O ato solene da consagração
A consagração do mundo ao Sagrado Coração de Jesus foi realizada a 11 de junho de 1899, festa do Sagrado Coração naquele ano. O Papa presidiu a cerimónia na Basílica de São Pedro, em Roma, diante de uma multidão de fiéis e representantes de diversas nações.
Durante o ato, Leão XIII proferiu as palavras de entrega da humanidade ao Coração de Cristo, pedindo que Ele reinasse sobre as famílias, as nações e as instituições, purificando o mundo do ódio e da indiferença. O Papa desejava que este gesto fosse compreendido como um ato universal de amor e reparação pelos pecados da humanidade.

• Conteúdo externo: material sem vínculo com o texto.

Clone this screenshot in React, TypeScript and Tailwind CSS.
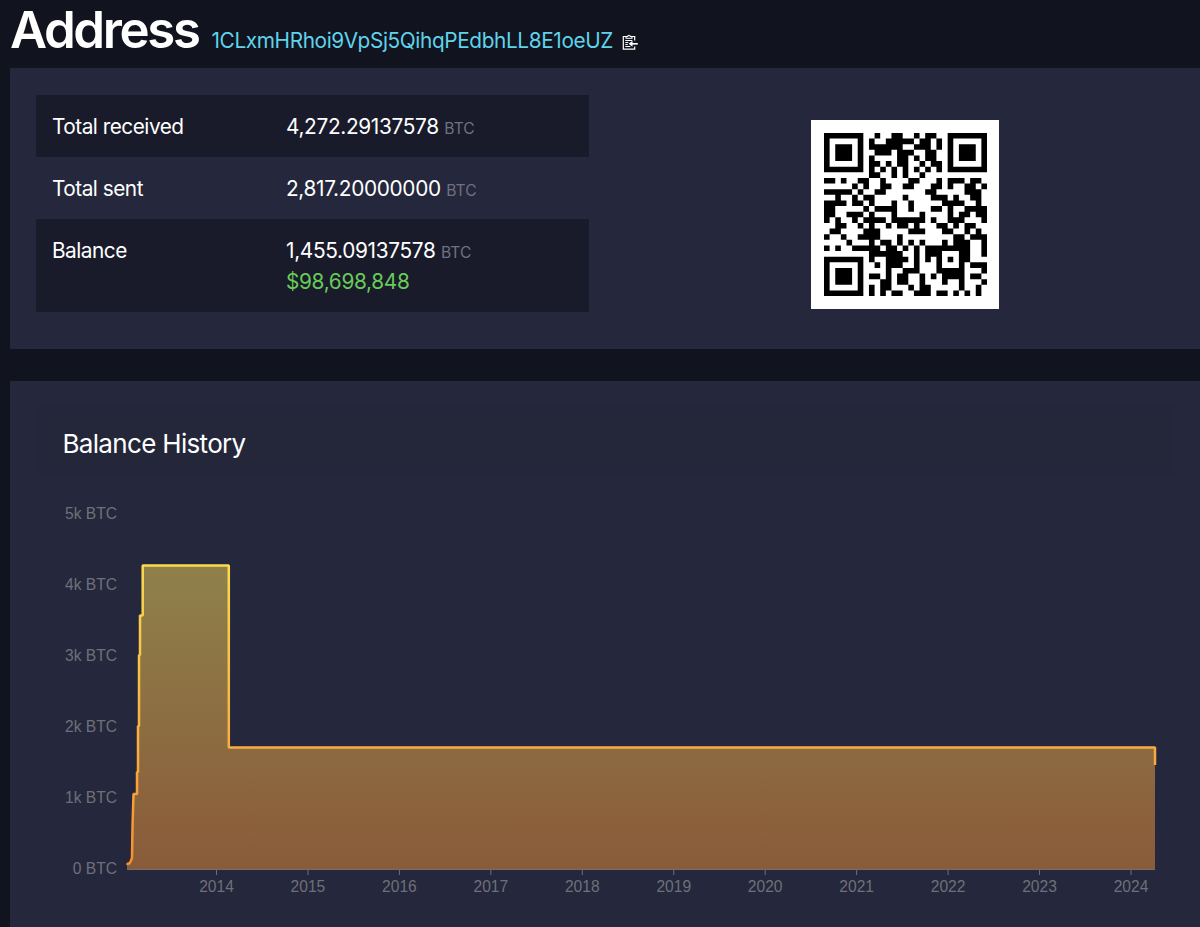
import { useMemo } from 'react'

const ADDRESS = '1CLxmHRhoi9VpSj5QihqPEdbhLL8E1oeUZ'

const QR_SIZE = 29
const DATA_CODEWORDS = 55
const EC_CODEWORDS = 15

// version 3, level L, mask 7
const FORMAT_BITS = 0b110100101110110

function gfMul(a: number, b: number) {
  let r = 0
  for (let i = 7; i >= 0; i--) {
    r = (r << 1) ^ ((r >> 7) * 0x11d)
    r ^= ((b >> i) & 1) * a
  }
  return r & 0xff
}

function errorCorrection(data: number[]) {
  const gen = new Array(EC_CODEWORDS).fill(0)
  gen[EC_CODEWORDS - 1] = 1
  let root = 1
  for (let i = 0; i < EC_CODEWORDS; i++) {
    for (let j = 0; j < EC_CODEWORDS; j++) {
      gen[j] = gfMul(gen[j], root)
      if (j + 1 < EC_CODEWORDS) gen[j] ^= gen[j + 1]
    }
    root = gfMul(root, 2)
  }
  const rem = new Array(EC_CODEWORDS).fill(0)
  for (const byte of data) {
    const factor = byte ^ rem.shift()
    rem.push(0)
    gen.forEach((g, i) => (rem[i] ^= gfMul(g, factor)))
  }
  return rem
}

function buildQr(text: string) {
  let bits = '0100' + text.length.toString(2).padStart(8, '0')
  for (const ch of text) bits += ch.charCodeAt(0).toString(2).padStart(8, '0')
  bits += '0000'
  const data: number[] = []
  for (let i = 0; i < bits.length; i += 8) data.push(parseInt(bits.slice(i, i + 8), 2))
  for (let pad = 0xec; data.length < DATA_CODEWORDS; pad ^= 0xec ^ 0x11) data.push(pad)
  const all = [...data, ...errorCorrection(data)]

  const grid: (boolean | null)[][] = Array.from({ length: QR_SIZE }, () => new Array(QR_SIZE).fill(null))
  const set = (row: number, col: number, dark: boolean) => {
    if (row >= 0 && row < QR_SIZE && col >= 0 && col < QR_SIZE) grid[row][col] = dark
  }

  for (let i = 0; i < QR_SIZE; i++) {
    set(6, i, i % 2 === 0)
    set(i, 6, i % 2 === 0)
  }
  for (const [r, c] of [[3, 3], [3, QR_SIZE - 4], [QR_SIZE - 4, 3]]) {
    for (let dy = -4; dy <= 4; dy++) {
      for (let dx = -4; dx <= 4; dx++) {
        const d = Math.max(Math.abs(dx), Math.abs(dy))
        set(r + dy, c + dx, d !== 2 && d !== 4)
      }
    }
  }
  for (let dy = -2; dy <= 2; dy++) {
    for (let dx = -2; dx <= 2; dx++) {
      set(22 + dy, 22 + dx, Math.max(Math.abs(dx), Math.abs(dy)) !== 1)
    }
  }

  const fmt = (i: number) => ((FORMAT_BITS >> i) & 1) === 1
  for (let i = 0; i <= 5; i++) set(i, 8, fmt(i))
  set(7, 8, fmt(6))
  set(8, 8, fmt(7))
  set(8, 7, fmt(8))
  for (let i = 9; i < 15; i++) set(8, 14 - i, fmt(i))
  for (let i = 0; i < 8; i++) set(8, QR_SIZE - 1 - i, fmt(i))
  for (let i = 8; i < 15; i++) set(QR_SIZE - 15 + i, 8, fmt(i))
  set(QR_SIZE - 8, 8, true)

  let n = 0
  for (let right = QR_SIZE - 1; right >= 1; right -= 2) {
    if (right === 6) right = 5
    for (let v = 0; v < QR_SIZE; v++) {
      for (let j = 0; j < 2; j++) {
        const x = right - j
        const y = ((right + 1) & 2) === 0 ? QR_SIZE - 1 - v : v
        if (grid[y][x] !== null) continue
        const bit = n < all.length * 8 ? (all[n >> 3] >> (7 - (n & 7))) & 1 : 0
        const flip = (((x + y) % 2) + ((x * y) % 3)) % 2 === 0
        grid[y][x] = (bit === 1) !== flip
        n++
      }
    }
  }
  return grid
}

function QrCode({ text }: { text: string }) {
  const path = useMemo(
    () =>
      buildQr(text)
        .map((row, y) => row.map((dark, x) => (dark ? `M${x} ${y}h1v1h-1z` : '')).join(''))
        .join(''),
    [text]
  )
  return (
    <div className="w-[188px] h-[189px] bg-white p-[13px]">
      <svg viewBox="0 0 29 29" className="w-[163px] h-[163px]">
        <path d={path} fill="#000" />
      </svg>
    </div>
  )
}

function ClipboardIcon() {
  return (
    <svg viewBox="0 0 16 16" className="w-4 h-4" fill="none" stroke="#fff">
      <path d="M4.5 2.5H1.3v12.7h11.4v-2.7M9.5 2.5h3.2v4" strokeWidth="1.2" />
      <path d="M4 4.300V2.500h1.700a1.300 1.300 0 0 1 2.600 0H10v1.800z" strokeWidth="1.1" />
      <path d="M3.300 6.500h7M3.300 8.500h3M3.300 10.500h2.500M3.300 12.500h5" strokeWidth="1" />
      <path d="M15.800 9.800H8" strokeWidth="1.7" />
      <path d="M10.500 6.800L6.600 9.800l3.900 3z" fill="#fff" stroke="none" />
    </svg>
  )
}

const rows = [
  { label: 'Total received', value: '4,272.29137578', fiat: null },
  { label: 'Total sent', value: '2,817.20000000', fiat: null },
  { label: 'Balance', value: '1,455.09137578', fiat: '$98,698,848' },
]

const yTicks = ['0 BTC', '1k BTC', '2k BTC', '3k BTC', '4k BTC', '5k BTC']
const years = [2014, 2015, 2016, 2017, 2018, 2019, 2020, 2021, 2022, 2023, 2024]

const balanceLine =
  'M117 388L118 386.5H119.5L121 383.5L122 381L122.5 350L123.5 317H127V295H128V249H129V178H130V138.5H132.7V88.5H218.8V270.5H1145V288'

function BalanceChart() {
  return (
    <svg
      viewBox="0 0 1190 450"
      className="block w-[1190px] h-[450px]"
      fontFamily="'Liberation Sans', Arial, sans-serif"
      fontSize="15.6"
      fill="#6e7079"
    >
      <defs>
        <linearGradient id="line" gradientUnits="userSpaceOnUse" x1="0" y1="88" x2="0" y2="392">
          <stop offset="0" stopColor="#fbdc4c" />
          <stop offset="0.6" stopColor="#f9ad3f" />
          <stop offset="1" stopColor="#fb8c2c" />
        </linearGradient>
        <linearGradient id="area" gradientUnits="userSpaceOnUse" x1="0" y1="88" x2="0" y2="392">
          <stop offset="0" stopColor="#8f814b" />
          <stop offset="1" stopColor="#8a5b39" />
        </linearGradient>
      </defs>
      {yTicks.map((label, i) => (
        <text key={label} x="107" y={397 - i * 70.95} textAnchor="end">
          {label}
        </text>
      ))}
      <path d={`${balanceLine}V392H117z`} fill="url(#area)" />
      <path d="M117 392.5H1145" stroke="#6e7079" />
      {years.map((year, i) => (
        <g key={year}>
          <path d={`M${206.5 + i * 91.45} 392v6`} stroke="#6e7079" />
          <text x={206.5 + i * 91.45} y="415" textAnchor="middle">
            {year}
          </text>
        </g>
      ))}
      <path d={balanceLine} fill="none" stroke="url(#line)" strokeWidth="2.5" strokeLinejoin="bevel" />
    </svg>
  )
}

export default function App() {
  return (
    <div className="w-[1200px] h-[927px] overflow-hidden bg-[#11131f] pl-[10px] font-[Inter,sans-serif] text-white">
      <header className="flex items-baseline h-[68px]">
        <h1 className="w-[201.5px] text-[51px] leading-[59px] font-semibold tracking-[-2.4px]">Address</h1>
        <a className="w-[402px] text-[20.8px] tracking-[-0.38px] whitespace-nowrap text-[#5fd3ea]">{ADDRESS}</a>
        <div className="ml-[8px] translate-y-[2px]">
          <ClipboardIcon />
        </div>
      </header>

      <section className="flex h-[281px] bg-[#25273c] pl-[26px] pt-[26.5px]">
        <div className="w-[553px]">
          {rows.map((row, i) => (
            <div
              key={row.label}
              className={`flex px-4 text-[20.8px] leading-[31px] pt-[16px] ${i % 2 === 0 ? 'bg-[#191b2b]' : ''} ${
                row.fiat ? 'h-[92.5px]' : 'h-[62.3px]'
              }`}
            >
              <div className="w-[234px] tracking-[-0.5px]">{row.label}</div>
              <div className="tracking-[-0.32px]">
                <div className="h-[31px]">
                  {row.value} <span className="text-[15.6px] leading-none text-[#6f7180] tracking-normal">BTC</span>
                </div>
                {row.fiat && <div className="text-[#68cb58]">{row.fiat}</div>}
              </div>
            </div>
          ))}
        </div>
        <div className="ml-[222px] mt-[25.5px]">
          <QrCode text={ADDRESS} />
        </div>
      </section>

      <section className="mt-8 h-[546px] bg-[#25273c] pt-[24px]">
        <div className="mx-[26px] h-[72px] bg-[#24263a] pl-[26.5px] pt-[20px]">
          <h2 className="text-[26px] leading-[38px] tracking-[-0.68px]">Balance History</h2>
        </div>
        <BalanceChart />
      </section>
    </div>
  )
}
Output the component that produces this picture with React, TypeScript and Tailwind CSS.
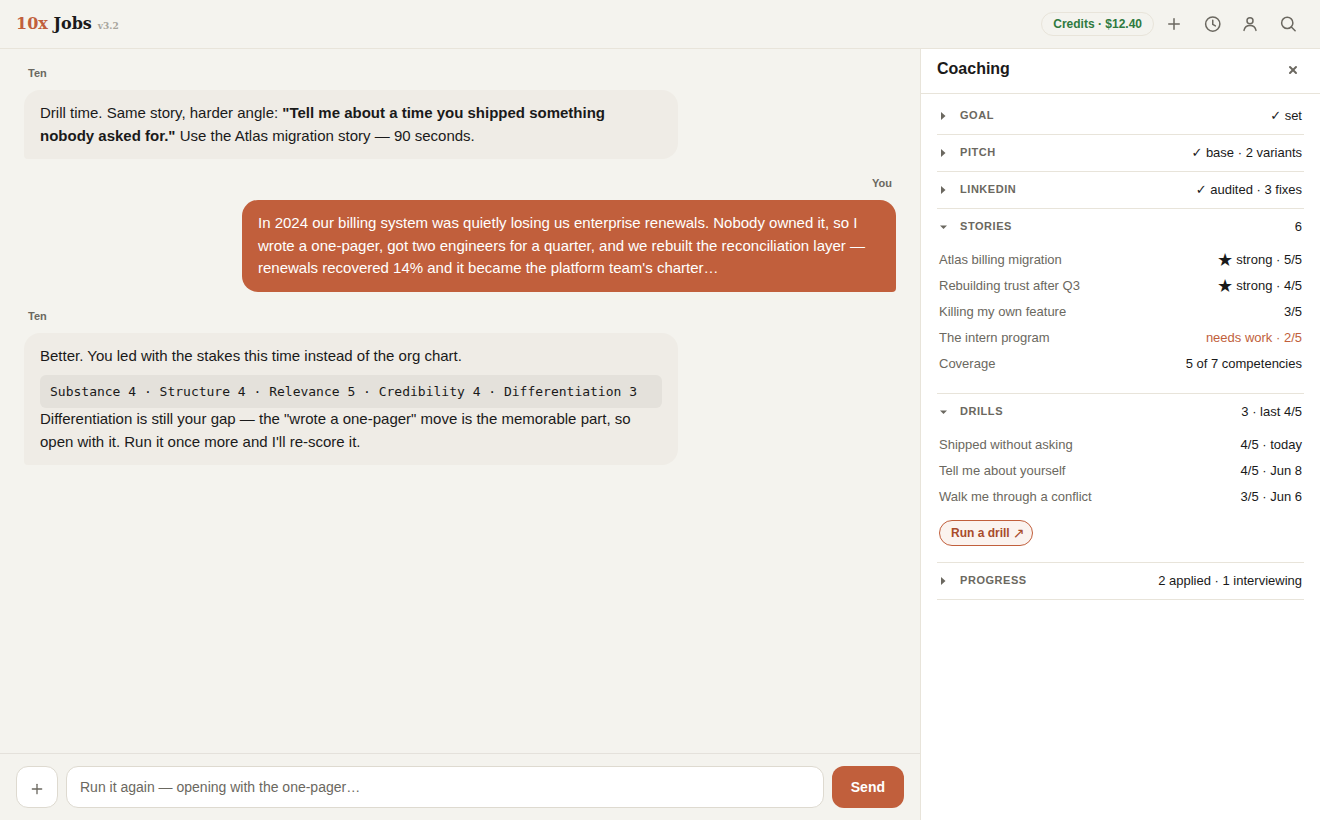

Este foi o primeiro ato oficial de consagração universal da Igreja Católica, e é considerado por muitos teólogos como o “grande ato profético” do pontificado de Leão XIII, que preparou espiritualmente o século XX para enfrentar os desafios vindouros.
Impacto e legado
A consagração de 1899 teve uma repercussão imensa em todo o mundo católico. Bispos, paróquias, congregações religiosas e famílias começaram a realizar as suas próprias consagrações ao Sagrado Coração, dando origem a uma renovação devocional global.
O Papa Pio XI, em 1925, instituiu a Festa de Cristo Rei, inspirada neste mesmo espírito de consagração ao Coração de Jesus, reafirmando a realeza espiritual de Cristo sobre o mundo. Já Pio XII, em 1956, publicou a encíclica Haurietis Aquas, aprofundando a teologia do Coração de Jesus e recordando a importância do ato de Leão XIII.
Até aos dias de hoje, o ato de 11 de junho de 1899 é considerado um dos momentos mais importantes da história das devoções católicas. Em várias dioceses, especialmente em Portugal, França e América Latina, continuam a celebrar-se consagrações pessoais e comunitárias inspiradas por esse gesto.
Conclusão
A Consagração do Mundo ao Sagrado Coração de Jesus, realizada por Leão XIII, permanece como um dos símbolos mais profundos da confiança da Igreja no amor de Cristo. Ao oferecer o mundo inteiro ao Coração de Jesus, o Papa expressou a esperança de uma humanidade reconciliada e guiada pela misericórdia divina.
Mais do que um ato devocional, foi uma declaração de fé universal, que uniu milhões de católicos num mesmo clamor de reparação e entrega. E ainda hoje, mais de um século depois, as palavras de Leão XIII continuam a ecoar como um convite permanente à confiança no amor que brota do Coração de Cristo — “o Rei e centro de todos os corações”.